DATA.
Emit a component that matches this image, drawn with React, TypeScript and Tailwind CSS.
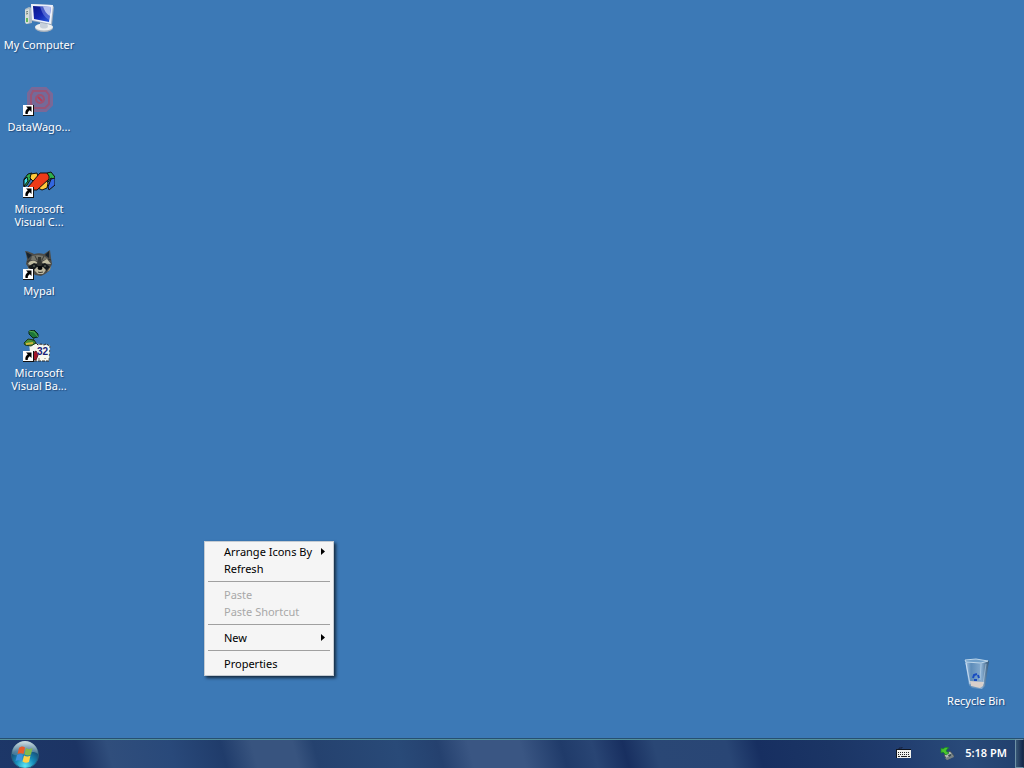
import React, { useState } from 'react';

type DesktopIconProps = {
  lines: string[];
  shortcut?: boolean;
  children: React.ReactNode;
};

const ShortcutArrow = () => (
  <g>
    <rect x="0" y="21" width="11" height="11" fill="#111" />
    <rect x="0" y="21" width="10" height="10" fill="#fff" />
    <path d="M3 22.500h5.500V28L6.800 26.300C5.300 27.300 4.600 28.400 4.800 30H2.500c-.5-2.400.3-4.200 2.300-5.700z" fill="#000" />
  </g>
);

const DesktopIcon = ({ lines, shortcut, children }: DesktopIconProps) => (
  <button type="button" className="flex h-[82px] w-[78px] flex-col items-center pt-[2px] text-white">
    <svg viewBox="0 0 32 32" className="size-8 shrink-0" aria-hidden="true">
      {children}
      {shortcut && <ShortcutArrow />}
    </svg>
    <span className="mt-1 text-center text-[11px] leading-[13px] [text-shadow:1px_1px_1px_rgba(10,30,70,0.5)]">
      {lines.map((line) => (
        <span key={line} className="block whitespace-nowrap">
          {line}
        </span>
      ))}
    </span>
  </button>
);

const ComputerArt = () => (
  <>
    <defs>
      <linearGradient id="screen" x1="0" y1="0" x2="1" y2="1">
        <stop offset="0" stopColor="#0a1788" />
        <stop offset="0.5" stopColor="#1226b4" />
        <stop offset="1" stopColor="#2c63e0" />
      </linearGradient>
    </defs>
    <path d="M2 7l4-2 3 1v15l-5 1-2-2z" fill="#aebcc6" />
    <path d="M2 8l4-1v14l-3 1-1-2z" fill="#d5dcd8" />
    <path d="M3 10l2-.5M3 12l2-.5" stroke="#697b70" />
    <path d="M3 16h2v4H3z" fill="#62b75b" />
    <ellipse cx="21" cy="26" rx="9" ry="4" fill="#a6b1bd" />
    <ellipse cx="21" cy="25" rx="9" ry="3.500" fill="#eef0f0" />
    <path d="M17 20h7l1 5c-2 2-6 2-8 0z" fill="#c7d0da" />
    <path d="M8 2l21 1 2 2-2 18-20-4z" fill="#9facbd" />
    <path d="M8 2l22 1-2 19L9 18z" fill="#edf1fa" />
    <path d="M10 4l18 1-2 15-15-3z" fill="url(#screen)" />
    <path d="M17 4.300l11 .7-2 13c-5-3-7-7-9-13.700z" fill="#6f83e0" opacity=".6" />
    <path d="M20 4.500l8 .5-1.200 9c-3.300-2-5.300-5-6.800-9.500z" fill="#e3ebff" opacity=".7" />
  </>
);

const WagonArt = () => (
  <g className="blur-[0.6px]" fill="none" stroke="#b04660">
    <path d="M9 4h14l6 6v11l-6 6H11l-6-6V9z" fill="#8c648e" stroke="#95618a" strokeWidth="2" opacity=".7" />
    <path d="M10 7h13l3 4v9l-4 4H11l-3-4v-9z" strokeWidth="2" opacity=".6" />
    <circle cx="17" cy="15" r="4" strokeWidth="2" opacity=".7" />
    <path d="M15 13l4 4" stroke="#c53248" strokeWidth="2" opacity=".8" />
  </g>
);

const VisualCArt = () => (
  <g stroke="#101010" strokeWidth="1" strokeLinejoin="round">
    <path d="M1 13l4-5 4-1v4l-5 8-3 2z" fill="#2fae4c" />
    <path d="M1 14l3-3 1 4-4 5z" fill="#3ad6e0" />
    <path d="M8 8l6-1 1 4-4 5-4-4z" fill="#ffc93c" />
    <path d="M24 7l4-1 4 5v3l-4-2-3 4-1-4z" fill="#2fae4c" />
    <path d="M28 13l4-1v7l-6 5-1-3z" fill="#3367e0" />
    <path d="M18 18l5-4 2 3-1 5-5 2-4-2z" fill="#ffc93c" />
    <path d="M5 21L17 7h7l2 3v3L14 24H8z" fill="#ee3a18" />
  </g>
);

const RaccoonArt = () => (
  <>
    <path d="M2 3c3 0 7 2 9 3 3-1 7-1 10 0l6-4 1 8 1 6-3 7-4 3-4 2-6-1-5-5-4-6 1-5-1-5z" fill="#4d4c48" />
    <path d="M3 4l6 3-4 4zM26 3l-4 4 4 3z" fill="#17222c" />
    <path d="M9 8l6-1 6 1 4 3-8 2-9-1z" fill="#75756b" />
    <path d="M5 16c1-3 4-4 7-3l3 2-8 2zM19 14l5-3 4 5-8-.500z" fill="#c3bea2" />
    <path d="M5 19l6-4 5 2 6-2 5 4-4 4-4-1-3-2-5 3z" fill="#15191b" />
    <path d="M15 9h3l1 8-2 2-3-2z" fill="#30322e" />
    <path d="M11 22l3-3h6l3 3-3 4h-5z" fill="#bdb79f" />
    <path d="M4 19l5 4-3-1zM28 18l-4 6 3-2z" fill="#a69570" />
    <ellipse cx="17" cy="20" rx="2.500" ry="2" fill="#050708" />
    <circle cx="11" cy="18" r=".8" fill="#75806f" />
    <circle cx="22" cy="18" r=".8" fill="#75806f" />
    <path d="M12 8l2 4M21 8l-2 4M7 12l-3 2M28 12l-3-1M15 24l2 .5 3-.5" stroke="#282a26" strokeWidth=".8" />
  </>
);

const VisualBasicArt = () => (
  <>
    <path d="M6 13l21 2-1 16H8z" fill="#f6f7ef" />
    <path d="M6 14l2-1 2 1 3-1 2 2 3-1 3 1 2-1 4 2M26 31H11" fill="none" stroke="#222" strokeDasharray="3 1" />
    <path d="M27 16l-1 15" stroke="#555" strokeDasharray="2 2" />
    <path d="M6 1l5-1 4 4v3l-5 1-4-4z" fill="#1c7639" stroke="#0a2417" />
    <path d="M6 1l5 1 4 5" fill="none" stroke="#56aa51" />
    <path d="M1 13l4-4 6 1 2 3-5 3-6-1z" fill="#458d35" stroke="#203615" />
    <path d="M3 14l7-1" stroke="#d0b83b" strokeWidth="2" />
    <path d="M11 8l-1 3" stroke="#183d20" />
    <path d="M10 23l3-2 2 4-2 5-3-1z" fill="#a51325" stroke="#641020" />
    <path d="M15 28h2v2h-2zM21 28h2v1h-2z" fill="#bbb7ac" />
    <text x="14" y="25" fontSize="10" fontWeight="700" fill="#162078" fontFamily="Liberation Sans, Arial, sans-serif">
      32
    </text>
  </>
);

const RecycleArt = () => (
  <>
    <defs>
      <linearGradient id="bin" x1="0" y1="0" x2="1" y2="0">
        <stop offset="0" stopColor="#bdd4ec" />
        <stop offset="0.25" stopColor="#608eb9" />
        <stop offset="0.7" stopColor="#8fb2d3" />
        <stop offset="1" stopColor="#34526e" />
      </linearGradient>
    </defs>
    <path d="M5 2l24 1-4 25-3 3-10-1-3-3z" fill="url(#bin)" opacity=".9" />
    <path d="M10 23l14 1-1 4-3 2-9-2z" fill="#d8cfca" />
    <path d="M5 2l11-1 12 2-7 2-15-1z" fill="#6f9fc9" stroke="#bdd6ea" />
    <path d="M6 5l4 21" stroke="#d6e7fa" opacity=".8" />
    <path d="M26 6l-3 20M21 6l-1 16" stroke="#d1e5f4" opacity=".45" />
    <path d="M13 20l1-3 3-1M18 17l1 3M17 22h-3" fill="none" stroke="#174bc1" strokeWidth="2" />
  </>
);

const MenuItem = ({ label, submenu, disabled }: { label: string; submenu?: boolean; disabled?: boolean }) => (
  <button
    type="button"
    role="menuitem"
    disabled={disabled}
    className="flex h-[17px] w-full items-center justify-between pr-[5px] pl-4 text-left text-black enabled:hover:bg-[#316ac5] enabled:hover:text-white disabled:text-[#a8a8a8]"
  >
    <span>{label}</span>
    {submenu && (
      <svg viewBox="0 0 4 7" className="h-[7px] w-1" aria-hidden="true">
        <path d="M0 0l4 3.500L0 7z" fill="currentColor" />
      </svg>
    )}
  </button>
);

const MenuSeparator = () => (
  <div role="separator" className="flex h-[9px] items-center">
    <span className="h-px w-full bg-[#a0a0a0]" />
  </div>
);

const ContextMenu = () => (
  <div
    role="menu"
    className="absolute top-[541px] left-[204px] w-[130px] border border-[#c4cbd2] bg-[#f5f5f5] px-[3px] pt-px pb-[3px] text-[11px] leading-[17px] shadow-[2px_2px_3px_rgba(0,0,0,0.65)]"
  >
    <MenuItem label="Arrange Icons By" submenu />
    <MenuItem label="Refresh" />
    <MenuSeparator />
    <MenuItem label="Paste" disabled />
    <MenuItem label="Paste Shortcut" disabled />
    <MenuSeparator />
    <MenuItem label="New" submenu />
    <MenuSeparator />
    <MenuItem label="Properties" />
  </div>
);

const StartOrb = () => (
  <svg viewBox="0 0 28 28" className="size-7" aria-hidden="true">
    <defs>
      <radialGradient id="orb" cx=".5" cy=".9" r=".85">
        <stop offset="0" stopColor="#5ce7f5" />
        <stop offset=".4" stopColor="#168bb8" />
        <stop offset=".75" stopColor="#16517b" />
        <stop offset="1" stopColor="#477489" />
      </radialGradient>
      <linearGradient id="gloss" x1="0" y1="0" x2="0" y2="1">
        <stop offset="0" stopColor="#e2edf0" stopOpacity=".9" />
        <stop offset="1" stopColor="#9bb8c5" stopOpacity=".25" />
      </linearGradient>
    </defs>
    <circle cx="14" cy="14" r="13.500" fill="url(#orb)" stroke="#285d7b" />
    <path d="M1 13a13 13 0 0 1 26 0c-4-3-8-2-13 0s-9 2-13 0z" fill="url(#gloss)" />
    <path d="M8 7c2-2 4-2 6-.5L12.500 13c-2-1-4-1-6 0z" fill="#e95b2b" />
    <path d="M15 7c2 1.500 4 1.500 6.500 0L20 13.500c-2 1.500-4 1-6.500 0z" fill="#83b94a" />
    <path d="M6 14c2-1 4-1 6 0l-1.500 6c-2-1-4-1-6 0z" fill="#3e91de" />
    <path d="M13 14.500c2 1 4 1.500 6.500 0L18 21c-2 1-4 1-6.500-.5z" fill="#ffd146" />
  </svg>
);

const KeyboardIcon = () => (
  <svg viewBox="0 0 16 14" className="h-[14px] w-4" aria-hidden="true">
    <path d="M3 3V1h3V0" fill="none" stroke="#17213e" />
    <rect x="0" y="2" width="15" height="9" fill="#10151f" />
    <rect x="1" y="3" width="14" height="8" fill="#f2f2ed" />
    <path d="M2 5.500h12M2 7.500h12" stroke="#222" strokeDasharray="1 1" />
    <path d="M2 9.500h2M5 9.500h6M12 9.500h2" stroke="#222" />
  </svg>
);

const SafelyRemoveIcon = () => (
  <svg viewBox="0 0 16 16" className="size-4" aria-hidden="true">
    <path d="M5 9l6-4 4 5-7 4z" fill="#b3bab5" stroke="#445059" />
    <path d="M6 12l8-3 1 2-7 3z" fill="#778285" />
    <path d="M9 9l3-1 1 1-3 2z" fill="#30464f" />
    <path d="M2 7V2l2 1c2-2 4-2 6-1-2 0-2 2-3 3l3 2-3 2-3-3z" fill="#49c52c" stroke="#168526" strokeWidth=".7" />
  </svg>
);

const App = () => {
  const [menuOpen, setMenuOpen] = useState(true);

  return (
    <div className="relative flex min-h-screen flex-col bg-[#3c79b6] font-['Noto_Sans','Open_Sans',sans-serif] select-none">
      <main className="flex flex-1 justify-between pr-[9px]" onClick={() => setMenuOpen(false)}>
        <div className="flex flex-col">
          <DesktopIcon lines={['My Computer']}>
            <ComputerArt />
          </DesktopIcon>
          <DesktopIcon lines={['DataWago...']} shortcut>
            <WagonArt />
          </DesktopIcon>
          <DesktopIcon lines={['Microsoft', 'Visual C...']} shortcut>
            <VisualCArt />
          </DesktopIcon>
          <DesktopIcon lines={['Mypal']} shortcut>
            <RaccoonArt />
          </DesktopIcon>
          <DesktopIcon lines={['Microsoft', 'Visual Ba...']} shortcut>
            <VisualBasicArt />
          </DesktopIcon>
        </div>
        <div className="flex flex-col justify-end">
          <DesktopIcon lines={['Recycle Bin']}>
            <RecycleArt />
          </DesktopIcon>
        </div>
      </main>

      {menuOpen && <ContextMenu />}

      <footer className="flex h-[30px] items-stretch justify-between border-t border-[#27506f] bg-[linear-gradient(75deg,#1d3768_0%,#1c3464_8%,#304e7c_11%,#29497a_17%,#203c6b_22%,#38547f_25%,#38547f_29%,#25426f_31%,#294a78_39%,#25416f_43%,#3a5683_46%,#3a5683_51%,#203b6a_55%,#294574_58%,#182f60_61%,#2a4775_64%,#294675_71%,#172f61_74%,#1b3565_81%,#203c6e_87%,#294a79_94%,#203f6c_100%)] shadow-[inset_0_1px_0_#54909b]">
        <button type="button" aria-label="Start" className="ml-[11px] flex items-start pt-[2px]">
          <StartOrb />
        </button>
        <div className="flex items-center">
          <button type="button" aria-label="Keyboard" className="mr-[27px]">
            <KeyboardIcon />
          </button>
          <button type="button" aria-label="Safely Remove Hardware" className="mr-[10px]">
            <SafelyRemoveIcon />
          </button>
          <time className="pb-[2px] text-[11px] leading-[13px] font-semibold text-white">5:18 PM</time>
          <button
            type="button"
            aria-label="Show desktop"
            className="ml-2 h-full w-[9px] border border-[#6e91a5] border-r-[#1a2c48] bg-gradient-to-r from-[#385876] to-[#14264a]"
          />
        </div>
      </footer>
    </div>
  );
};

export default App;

WORK TO COMPLETE. Pull out all lines from the listing that contain the string "React".

COMPLETE OUTPUT.
Emit a component that matches this image, drawn with React, TypeScript and Tailwind CSS.
import React, { useState } from 'react';
  children: React.ReactNode;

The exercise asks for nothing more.